Politics: What we can expect from the current Congress

MEXICO - Report 13 Sep 2021 by Guillermo Valdes and Francisco González

Now that the first ordinary session of the 65th Legislature is underway we are starting to get more of an idea of what we can expect from lawmakers in the next three years, and it spells a tougher road ahead for President López Obrador throughout the final half of his administration. His Morena party remains the largest force in both chambers of Congress, and with the backing of his two minor party allies he can still pass basic legislation and most urgently get approval for his 2022 federal budget, but he has now been deprived of the qualified majority he had successfully deployed in the Chamber of Deputies the past three years to get constitutional reforms passed.

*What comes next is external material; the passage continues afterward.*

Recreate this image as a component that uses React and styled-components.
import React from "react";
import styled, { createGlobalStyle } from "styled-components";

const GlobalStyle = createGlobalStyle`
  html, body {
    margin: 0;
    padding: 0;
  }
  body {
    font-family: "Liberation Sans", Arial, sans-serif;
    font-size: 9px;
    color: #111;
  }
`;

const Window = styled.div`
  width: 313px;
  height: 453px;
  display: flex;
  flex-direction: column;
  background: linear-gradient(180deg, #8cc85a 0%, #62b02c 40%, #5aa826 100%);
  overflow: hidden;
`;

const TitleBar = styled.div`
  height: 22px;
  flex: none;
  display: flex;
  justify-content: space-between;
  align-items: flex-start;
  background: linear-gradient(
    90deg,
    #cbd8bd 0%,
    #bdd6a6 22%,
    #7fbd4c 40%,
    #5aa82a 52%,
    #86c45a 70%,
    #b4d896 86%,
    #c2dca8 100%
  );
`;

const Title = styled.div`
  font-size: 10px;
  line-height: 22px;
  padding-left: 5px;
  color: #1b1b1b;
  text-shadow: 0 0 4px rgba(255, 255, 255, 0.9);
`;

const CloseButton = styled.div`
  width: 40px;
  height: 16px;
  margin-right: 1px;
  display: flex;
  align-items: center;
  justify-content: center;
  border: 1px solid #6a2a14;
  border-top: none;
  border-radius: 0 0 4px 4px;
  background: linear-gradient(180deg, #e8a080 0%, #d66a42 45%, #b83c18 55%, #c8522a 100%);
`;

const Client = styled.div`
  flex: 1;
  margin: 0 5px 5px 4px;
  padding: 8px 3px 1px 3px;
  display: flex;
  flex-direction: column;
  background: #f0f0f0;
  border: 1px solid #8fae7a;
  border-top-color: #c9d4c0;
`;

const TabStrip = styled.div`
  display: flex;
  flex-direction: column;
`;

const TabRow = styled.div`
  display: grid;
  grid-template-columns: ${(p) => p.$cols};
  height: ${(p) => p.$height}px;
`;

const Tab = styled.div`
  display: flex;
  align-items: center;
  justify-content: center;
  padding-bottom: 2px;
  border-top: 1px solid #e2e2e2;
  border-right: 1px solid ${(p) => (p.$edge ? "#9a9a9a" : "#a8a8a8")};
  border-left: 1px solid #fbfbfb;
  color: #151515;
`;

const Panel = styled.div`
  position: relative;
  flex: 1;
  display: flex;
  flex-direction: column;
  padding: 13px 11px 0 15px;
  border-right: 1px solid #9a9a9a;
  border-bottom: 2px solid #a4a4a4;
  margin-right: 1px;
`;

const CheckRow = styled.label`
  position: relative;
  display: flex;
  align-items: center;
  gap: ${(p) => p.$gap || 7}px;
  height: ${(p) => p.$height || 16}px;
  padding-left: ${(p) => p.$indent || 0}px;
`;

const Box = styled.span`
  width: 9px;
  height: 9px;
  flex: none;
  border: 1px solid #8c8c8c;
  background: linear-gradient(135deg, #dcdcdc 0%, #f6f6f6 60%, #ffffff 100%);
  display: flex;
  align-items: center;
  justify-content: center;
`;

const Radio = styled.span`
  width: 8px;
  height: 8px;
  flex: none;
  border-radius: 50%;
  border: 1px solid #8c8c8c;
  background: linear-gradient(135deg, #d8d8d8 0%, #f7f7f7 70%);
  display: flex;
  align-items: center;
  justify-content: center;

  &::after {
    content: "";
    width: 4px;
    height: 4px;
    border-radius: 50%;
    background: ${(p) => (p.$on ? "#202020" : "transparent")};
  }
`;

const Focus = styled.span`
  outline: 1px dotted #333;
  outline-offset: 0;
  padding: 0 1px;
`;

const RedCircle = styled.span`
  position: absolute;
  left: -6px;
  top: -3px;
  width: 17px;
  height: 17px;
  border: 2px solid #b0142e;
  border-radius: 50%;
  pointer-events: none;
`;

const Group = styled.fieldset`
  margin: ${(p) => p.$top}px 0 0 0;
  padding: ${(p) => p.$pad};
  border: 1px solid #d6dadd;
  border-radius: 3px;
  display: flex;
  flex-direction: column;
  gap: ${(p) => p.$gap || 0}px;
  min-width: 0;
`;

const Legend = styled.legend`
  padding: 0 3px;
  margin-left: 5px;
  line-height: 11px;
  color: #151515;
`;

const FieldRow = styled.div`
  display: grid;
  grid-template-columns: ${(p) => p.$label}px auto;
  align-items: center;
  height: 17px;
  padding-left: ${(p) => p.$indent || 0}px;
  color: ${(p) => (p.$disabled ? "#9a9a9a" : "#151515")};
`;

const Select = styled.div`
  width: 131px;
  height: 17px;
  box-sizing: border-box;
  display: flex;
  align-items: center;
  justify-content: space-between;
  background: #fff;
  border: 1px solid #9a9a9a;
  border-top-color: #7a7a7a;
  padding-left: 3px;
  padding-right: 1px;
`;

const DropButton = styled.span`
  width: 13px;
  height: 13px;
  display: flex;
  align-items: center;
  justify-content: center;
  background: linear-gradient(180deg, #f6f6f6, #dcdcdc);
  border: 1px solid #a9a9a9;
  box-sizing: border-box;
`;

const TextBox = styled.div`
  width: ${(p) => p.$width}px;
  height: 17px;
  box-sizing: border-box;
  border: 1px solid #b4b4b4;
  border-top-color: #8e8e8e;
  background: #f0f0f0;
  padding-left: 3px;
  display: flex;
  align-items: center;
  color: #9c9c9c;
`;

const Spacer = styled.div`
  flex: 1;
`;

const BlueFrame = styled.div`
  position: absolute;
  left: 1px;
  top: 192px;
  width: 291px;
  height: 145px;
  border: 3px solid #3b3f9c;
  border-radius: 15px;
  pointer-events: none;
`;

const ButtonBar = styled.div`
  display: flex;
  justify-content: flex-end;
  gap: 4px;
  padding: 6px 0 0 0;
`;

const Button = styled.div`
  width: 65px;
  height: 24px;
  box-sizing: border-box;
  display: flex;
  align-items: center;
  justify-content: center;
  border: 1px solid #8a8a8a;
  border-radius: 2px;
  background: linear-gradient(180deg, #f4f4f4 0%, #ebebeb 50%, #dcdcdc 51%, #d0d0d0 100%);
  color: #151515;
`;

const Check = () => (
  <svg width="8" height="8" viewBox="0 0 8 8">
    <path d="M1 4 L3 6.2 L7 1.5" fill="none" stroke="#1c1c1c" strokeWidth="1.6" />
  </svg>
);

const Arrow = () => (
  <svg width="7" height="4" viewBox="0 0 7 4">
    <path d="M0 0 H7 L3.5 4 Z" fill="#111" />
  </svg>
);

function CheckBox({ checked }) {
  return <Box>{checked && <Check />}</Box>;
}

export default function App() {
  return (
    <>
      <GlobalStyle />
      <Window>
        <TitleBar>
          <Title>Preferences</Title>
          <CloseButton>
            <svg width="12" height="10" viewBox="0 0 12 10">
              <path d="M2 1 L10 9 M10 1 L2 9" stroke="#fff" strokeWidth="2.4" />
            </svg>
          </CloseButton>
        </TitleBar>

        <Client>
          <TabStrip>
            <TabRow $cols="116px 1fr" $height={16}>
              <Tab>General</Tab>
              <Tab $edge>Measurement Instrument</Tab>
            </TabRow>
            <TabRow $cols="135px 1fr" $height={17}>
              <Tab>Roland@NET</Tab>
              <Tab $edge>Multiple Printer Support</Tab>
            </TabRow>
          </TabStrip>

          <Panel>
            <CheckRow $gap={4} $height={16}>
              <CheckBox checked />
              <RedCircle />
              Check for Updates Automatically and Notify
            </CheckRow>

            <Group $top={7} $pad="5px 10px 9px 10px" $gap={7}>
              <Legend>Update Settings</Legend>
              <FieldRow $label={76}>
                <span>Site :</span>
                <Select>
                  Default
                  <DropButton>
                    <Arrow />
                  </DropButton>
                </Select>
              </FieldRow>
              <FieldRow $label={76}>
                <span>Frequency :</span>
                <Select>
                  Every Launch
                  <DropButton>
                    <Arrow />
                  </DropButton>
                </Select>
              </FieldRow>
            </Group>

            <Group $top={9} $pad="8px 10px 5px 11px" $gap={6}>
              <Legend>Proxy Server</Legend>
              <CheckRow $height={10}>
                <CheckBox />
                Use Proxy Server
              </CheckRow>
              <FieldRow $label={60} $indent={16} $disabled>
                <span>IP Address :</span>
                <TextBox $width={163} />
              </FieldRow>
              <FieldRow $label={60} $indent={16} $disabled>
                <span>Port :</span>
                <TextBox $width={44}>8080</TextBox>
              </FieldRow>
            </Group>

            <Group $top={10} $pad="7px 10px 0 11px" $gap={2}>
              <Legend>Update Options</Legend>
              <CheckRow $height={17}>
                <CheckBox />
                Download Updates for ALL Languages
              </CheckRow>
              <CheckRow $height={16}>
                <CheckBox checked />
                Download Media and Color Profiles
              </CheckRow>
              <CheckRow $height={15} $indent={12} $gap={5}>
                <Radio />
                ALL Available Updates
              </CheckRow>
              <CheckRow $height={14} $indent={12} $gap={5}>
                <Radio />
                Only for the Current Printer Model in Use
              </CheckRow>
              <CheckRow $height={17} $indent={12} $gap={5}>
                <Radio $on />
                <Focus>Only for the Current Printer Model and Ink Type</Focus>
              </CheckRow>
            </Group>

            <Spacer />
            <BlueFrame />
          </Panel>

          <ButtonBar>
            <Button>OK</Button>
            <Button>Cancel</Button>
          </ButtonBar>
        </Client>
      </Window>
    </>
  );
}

He must be less confident as to the loyalty of leading figures in his governing coalition as more politicians begin to make plans for what is to come after the AMLO presidency. In the case of his Workers (PT) and Mexican Greens (PVEM) allies, internal tensions could mean such calculations imply having to make greater concessions to assure their support for his legislative proposals, which so far largely consist of three poorly defined constitutional reform initiatives. It is not yet known which points in the massive and ungainly list of legislative proposals Morena has published might already enjoy or have the potential to win the president’s priority support, but given the obvious absence of any strategic planning behind the agenda, a big number of items are unlikely to ever reach the floor for debate.

Further complicating matters, AMLO also could face a largely unified opposition as the PRI, PAN and PRD parties of the Va Por México electoral coalition have established a congressional alliance with an agenda consisting of eleven generic topics without specifying the content of any of those points. However, their main objectives are to impede what they consider to be regressive reforms and deprive Morena of control over the Political Coordination Board that manages the agenda of all sessions of Congress. They will also be trying to exert influence over the congressional agency in charge of auditing federal, state and local governments, with the power to file administrative and judicial charges when it uncovers irregularities, a key perch from which to rein in AMLO’s administration.